Goal:
Pull every line holding the string "that" from the records below.

Entries with page source code
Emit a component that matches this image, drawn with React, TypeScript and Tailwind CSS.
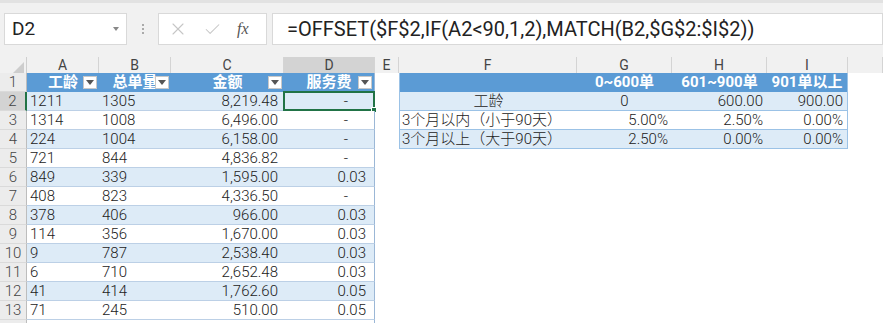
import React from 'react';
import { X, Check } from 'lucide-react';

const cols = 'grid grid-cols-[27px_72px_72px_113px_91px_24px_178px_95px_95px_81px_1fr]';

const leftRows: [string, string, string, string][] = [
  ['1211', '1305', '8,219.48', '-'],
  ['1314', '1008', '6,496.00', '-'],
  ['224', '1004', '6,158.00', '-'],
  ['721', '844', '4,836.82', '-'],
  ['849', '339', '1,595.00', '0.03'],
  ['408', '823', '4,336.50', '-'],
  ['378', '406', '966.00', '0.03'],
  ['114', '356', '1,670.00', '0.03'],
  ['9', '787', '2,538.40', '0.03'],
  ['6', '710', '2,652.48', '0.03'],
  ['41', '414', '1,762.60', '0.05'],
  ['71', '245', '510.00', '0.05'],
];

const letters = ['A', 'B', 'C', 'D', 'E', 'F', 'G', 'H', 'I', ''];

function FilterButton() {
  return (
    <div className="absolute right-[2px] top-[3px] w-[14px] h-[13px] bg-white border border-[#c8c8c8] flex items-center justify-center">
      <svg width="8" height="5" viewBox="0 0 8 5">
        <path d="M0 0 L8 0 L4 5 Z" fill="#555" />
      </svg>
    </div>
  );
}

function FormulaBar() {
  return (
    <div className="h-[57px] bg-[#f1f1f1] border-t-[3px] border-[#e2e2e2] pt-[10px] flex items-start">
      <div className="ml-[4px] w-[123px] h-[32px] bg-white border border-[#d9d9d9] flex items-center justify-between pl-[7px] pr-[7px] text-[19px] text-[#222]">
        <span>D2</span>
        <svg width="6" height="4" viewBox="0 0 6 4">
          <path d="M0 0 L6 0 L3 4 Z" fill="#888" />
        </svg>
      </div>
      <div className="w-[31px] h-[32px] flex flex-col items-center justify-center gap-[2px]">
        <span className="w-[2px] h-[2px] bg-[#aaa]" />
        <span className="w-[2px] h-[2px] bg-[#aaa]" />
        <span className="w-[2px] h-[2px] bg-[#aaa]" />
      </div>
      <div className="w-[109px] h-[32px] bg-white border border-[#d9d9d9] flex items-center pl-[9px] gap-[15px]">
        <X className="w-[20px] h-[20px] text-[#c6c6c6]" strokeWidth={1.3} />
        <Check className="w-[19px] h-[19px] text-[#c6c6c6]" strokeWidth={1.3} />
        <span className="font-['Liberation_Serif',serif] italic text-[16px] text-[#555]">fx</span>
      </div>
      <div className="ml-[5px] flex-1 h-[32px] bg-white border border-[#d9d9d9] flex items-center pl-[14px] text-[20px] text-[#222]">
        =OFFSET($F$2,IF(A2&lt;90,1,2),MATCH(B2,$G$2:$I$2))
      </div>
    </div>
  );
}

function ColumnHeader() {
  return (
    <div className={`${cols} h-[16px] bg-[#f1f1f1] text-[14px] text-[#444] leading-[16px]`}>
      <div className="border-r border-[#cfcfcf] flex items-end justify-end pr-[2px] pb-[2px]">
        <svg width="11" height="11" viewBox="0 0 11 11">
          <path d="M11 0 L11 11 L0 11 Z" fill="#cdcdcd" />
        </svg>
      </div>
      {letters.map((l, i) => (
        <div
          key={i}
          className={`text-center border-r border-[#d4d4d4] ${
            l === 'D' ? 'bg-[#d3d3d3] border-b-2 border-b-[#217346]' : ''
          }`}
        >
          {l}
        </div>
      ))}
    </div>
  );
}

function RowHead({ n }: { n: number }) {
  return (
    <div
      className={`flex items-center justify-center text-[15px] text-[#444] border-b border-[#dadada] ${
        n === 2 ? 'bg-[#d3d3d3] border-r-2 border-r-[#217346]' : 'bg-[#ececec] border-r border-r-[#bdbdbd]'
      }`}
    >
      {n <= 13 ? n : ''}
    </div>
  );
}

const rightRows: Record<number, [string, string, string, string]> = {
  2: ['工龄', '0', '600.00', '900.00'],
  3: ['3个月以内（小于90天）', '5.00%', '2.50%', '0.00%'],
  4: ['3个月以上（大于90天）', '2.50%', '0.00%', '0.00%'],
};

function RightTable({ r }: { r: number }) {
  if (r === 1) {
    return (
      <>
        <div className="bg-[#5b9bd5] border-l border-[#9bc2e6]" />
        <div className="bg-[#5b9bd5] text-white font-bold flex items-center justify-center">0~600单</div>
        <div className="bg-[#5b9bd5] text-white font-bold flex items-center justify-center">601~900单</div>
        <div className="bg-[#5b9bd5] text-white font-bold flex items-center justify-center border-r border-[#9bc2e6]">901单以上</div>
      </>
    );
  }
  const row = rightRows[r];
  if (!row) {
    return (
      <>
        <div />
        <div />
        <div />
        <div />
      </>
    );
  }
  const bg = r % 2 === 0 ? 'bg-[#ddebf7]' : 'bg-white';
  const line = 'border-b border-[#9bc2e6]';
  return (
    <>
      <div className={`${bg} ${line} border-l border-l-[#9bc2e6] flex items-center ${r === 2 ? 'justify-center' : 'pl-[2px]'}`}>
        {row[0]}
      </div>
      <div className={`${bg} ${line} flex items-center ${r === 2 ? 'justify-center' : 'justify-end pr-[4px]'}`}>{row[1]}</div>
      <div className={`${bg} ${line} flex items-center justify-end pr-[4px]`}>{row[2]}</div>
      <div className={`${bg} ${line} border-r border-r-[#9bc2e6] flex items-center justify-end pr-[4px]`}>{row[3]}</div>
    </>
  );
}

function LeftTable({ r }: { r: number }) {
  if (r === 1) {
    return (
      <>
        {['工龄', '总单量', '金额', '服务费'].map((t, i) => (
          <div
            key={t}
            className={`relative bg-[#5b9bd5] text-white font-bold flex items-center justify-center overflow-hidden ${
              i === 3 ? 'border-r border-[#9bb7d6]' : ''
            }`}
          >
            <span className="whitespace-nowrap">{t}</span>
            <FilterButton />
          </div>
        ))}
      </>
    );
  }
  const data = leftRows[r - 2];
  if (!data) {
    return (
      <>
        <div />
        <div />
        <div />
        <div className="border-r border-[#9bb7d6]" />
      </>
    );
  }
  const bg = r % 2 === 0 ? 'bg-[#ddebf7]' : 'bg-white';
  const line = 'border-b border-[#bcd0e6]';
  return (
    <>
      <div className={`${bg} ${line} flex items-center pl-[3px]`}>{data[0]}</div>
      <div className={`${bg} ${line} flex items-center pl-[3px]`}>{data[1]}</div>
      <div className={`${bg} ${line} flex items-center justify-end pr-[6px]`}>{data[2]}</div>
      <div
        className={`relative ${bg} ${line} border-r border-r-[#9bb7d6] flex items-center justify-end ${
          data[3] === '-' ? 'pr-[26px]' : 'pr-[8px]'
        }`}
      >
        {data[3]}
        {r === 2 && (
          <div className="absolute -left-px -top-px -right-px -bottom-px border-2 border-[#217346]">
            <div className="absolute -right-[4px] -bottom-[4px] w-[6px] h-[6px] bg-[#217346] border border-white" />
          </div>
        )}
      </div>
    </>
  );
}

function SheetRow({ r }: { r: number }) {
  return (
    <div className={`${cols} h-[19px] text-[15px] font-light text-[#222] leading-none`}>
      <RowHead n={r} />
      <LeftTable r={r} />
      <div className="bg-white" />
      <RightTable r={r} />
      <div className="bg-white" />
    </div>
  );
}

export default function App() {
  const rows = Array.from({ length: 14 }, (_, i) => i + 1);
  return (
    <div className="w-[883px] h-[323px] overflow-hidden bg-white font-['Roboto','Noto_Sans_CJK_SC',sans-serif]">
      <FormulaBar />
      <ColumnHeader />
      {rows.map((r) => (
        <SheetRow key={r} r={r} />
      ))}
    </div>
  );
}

==

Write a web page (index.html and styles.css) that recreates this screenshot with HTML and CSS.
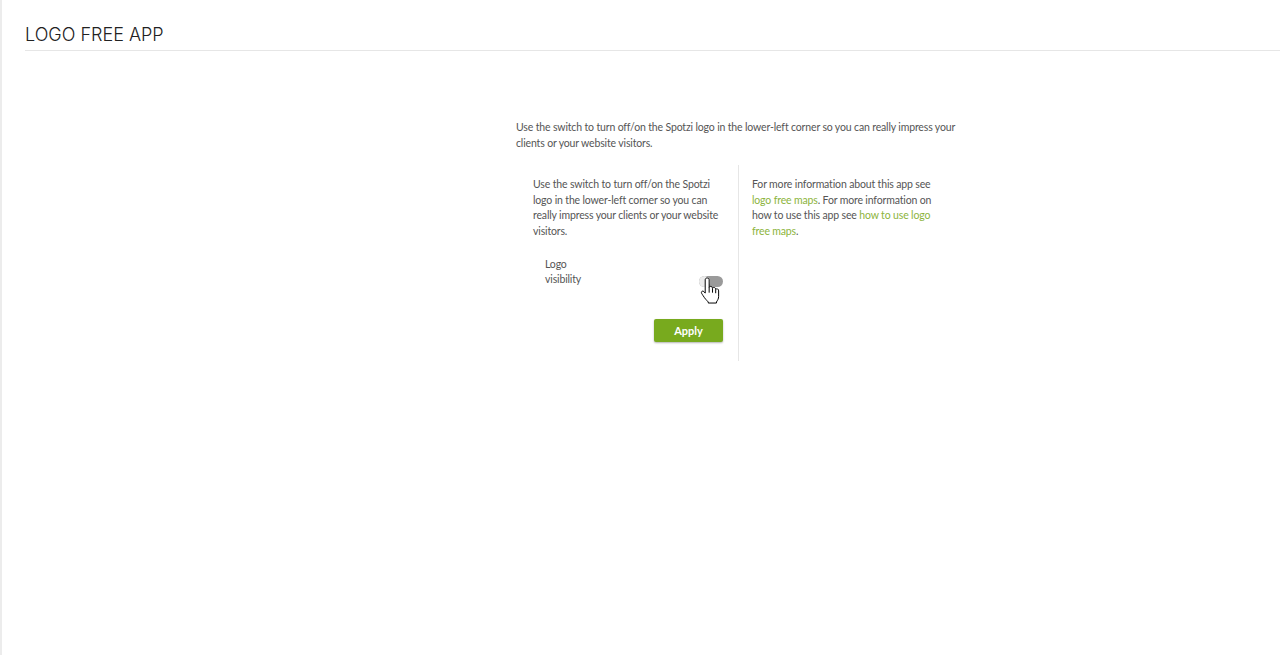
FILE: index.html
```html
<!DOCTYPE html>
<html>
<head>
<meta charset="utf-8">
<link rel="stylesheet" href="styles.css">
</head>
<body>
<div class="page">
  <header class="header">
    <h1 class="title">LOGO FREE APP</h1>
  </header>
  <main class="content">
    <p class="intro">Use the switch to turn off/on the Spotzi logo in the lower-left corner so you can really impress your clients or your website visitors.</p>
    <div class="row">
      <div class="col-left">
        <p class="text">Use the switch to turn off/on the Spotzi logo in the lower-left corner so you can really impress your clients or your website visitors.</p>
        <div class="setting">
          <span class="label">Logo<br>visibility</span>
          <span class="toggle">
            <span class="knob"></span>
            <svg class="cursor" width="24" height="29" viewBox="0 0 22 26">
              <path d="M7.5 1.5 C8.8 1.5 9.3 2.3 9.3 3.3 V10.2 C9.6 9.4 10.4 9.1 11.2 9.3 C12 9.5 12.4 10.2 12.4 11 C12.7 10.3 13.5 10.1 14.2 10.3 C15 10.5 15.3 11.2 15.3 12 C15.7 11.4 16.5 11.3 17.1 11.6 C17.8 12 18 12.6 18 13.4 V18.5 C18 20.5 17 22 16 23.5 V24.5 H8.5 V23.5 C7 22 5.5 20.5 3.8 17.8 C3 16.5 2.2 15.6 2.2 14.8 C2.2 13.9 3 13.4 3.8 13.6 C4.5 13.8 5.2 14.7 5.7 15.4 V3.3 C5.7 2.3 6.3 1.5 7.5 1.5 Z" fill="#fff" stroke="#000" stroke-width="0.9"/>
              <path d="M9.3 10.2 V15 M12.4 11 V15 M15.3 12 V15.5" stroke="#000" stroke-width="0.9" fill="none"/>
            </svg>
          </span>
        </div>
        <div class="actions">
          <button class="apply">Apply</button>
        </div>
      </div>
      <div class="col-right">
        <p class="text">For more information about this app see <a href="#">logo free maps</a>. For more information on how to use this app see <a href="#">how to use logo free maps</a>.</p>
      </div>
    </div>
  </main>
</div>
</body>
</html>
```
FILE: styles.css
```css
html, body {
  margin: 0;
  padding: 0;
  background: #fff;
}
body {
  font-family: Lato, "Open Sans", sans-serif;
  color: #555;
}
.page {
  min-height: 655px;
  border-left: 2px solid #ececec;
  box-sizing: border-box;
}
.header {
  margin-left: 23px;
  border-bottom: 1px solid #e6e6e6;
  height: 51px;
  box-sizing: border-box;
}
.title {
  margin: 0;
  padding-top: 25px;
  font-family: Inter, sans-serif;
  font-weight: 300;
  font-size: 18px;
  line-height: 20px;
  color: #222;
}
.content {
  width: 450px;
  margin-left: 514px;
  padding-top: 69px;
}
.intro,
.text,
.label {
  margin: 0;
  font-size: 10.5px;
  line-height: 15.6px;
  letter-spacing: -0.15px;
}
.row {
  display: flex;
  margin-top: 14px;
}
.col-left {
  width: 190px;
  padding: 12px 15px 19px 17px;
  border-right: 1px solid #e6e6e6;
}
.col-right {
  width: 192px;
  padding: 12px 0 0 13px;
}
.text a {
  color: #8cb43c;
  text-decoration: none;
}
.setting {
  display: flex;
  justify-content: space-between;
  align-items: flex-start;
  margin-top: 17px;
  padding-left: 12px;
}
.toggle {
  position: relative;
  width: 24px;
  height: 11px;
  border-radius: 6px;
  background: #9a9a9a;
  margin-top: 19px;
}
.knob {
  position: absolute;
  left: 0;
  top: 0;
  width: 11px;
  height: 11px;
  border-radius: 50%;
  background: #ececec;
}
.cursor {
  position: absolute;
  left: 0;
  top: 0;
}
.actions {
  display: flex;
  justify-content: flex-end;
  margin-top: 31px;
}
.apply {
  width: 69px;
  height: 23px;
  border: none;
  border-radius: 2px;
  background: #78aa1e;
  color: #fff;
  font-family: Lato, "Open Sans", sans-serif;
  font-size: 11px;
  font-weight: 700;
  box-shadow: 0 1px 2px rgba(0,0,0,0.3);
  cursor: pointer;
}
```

--

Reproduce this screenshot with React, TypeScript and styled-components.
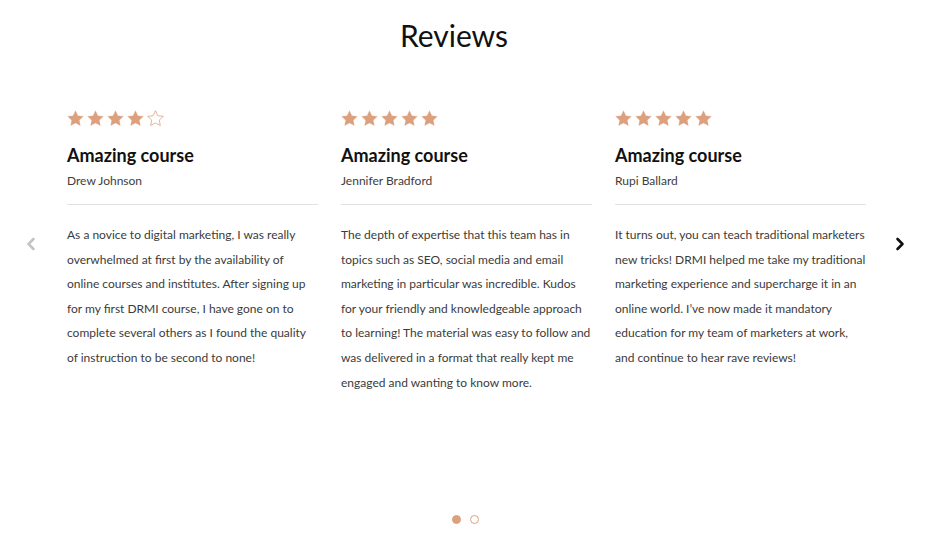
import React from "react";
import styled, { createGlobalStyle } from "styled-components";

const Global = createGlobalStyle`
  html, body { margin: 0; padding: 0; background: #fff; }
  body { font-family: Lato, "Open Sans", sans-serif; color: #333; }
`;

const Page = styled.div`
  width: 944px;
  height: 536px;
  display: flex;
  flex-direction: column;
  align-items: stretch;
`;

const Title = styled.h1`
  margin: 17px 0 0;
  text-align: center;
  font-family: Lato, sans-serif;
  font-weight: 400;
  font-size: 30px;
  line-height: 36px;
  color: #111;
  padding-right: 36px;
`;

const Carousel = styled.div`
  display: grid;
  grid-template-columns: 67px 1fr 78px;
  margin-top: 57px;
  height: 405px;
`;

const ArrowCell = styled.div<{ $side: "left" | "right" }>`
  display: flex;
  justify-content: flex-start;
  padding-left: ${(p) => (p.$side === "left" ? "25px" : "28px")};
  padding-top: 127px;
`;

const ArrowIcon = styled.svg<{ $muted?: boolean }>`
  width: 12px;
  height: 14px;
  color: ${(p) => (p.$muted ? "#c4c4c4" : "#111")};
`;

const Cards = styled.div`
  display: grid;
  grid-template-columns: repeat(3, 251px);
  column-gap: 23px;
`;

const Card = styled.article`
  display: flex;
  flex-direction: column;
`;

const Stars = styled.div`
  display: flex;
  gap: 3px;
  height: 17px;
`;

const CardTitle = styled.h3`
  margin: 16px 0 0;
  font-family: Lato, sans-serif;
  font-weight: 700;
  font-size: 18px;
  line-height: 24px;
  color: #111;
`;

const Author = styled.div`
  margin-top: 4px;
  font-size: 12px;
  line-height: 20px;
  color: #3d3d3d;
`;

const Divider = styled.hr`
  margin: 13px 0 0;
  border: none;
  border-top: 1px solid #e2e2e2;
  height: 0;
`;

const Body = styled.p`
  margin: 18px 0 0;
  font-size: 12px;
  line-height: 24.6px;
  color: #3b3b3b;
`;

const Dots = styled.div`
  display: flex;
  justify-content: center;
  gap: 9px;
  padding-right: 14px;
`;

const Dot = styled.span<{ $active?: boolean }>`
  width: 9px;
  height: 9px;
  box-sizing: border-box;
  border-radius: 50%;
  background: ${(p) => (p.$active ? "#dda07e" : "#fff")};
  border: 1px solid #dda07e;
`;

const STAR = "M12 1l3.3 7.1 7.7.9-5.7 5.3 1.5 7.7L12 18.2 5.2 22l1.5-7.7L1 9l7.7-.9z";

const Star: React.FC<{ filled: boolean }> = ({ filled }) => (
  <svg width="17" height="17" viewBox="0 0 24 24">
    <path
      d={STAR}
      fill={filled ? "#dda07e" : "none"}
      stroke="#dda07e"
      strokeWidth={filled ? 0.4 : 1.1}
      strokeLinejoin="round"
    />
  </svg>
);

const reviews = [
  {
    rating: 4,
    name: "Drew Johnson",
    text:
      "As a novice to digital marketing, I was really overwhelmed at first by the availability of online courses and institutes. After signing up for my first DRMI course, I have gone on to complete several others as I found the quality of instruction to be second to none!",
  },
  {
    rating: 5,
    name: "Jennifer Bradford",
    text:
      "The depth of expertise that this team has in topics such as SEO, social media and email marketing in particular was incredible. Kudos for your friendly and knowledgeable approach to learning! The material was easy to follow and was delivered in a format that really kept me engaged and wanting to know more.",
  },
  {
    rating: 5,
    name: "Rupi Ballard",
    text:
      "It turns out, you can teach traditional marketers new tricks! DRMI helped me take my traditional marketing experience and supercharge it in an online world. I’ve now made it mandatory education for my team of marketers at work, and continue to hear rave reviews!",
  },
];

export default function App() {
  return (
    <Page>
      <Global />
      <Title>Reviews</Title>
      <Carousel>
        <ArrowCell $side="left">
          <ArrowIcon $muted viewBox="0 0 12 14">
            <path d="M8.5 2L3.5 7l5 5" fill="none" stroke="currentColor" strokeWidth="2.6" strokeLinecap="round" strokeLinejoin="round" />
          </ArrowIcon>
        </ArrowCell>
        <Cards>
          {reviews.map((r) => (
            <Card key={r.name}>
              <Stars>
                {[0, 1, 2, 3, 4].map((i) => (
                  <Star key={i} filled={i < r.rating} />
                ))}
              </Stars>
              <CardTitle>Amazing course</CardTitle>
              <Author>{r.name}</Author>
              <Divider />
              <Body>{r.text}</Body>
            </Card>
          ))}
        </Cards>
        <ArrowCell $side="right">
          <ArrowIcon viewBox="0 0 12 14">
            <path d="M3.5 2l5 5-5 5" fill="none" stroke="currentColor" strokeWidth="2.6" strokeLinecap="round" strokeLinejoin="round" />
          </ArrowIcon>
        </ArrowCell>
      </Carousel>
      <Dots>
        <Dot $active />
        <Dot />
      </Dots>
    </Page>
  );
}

Correct answer:
Emit a component that matches this image, drawn with React, TypeScript and Tailwind CSS.
Write a web page (index.html and styles.css) that recreates this screenshot with HTML and CSS.
      "The depth of expertise that this team has in topics such as SEO, social media and email marketing in particular was incredible. Kudos for your friendly and knowledgeable approach to learning! The material was easy to follow and was delivered in a format that really kept me engaged and wanting to know more.",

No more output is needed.